··· Source data
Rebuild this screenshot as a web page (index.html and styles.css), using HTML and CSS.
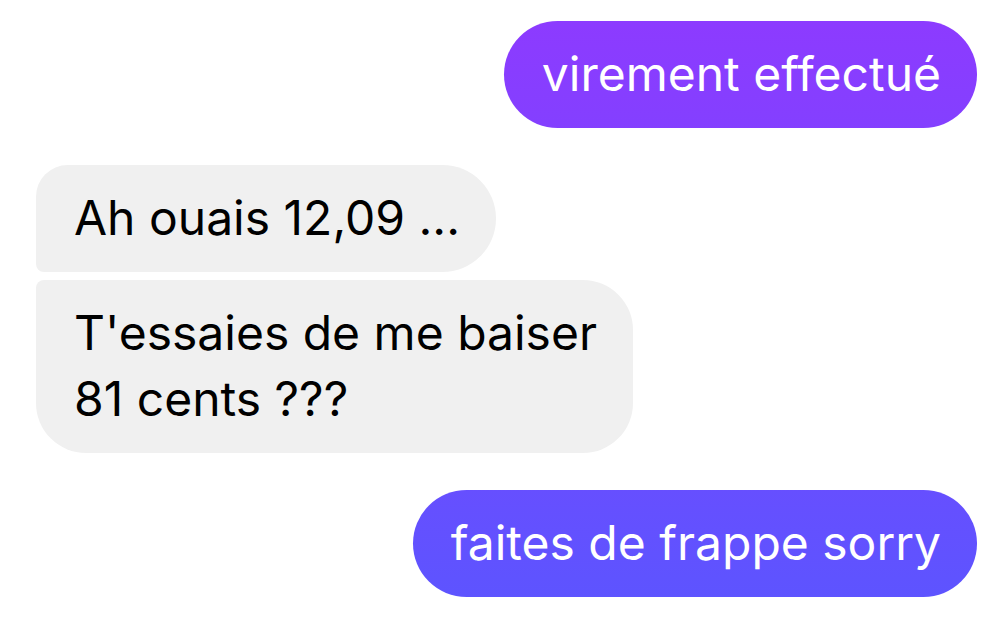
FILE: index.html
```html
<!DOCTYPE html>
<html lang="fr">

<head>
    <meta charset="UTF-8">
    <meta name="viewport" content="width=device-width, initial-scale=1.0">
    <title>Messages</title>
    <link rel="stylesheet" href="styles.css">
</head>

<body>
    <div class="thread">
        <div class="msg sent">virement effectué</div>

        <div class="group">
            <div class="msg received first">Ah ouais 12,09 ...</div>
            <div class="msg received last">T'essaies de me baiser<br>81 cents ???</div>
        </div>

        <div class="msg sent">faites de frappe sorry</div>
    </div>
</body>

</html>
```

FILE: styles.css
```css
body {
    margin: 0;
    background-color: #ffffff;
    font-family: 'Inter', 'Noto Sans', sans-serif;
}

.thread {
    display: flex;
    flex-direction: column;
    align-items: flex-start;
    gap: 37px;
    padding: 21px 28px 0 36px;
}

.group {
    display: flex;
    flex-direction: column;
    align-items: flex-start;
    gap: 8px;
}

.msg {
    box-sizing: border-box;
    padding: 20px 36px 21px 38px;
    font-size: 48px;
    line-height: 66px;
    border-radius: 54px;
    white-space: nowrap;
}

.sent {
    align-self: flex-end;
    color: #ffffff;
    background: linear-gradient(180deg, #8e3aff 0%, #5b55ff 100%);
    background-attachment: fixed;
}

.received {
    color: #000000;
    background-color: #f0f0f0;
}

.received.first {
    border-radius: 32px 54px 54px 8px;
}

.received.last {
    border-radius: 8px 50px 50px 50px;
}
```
······
Stated exercise:
Copy out every line of the material above exactly, skipping the pictures.

The answer:
Rebuild this screenshot as a web page (index.html and styles.css), using HTML and CSS.
FILE: index.html
```html
<!DOCTYPE html>
<html lang="fr">

<head>
    <meta charset="UTF-8">
    <meta name="viewport" content="width=device-width, initial-scale=1.0">
    <title>Messages</title>
    <link rel="stylesheet" href="styles.css">
</head>

<body>
    <div class="thread">
        <div class="msg sent">virement effectué</div>

        <div class="group">
            <div class="msg received first">Ah ouais 12,09 ...</div>
            <div class="msg received last">T'essaies de me baiser<br>81 cents ???</div>
        </div>

        <div class="msg sent">faites de frappe sorry</div>
    </div>
</body>

</html>
```

FILE: styles.css
```css
body {
    margin: 0;
    background-color: #ffffff;
    font-family: 'Inter', 'Noto Sans', sans-serif;
}

.thread {
    display: flex;
    flex-direction: column;
    align-items: flex-start;
    gap: 37px;
    padding: 21px 28px 0 36px;
}

.group {
    display: flex;
    flex-direction: column;
    align-items: flex-start;
    gap: 8px;
}

.msg {
    box-sizing: border-box;
    padding: 20px 36px 21px 38px;
    font-size: 48px;
    line-height: 66px;
    border-radius: 54px;
    white-space: nowrap;
}

.sent {
    align-self: flex-end;
    color: #ffffff;
    background: linear-gradient(180deg, #8e3aff 0%, #5b55ff 100%);
    background-attachment: fixed;
}

.received {
    color: #000000;
    background-color: #f0f0f0;
}

.received.first {
    border-radius: 32px 54px 54px 8px;
}

.received.last {
    border-radius: 8px 50px 50px 50px;
}
```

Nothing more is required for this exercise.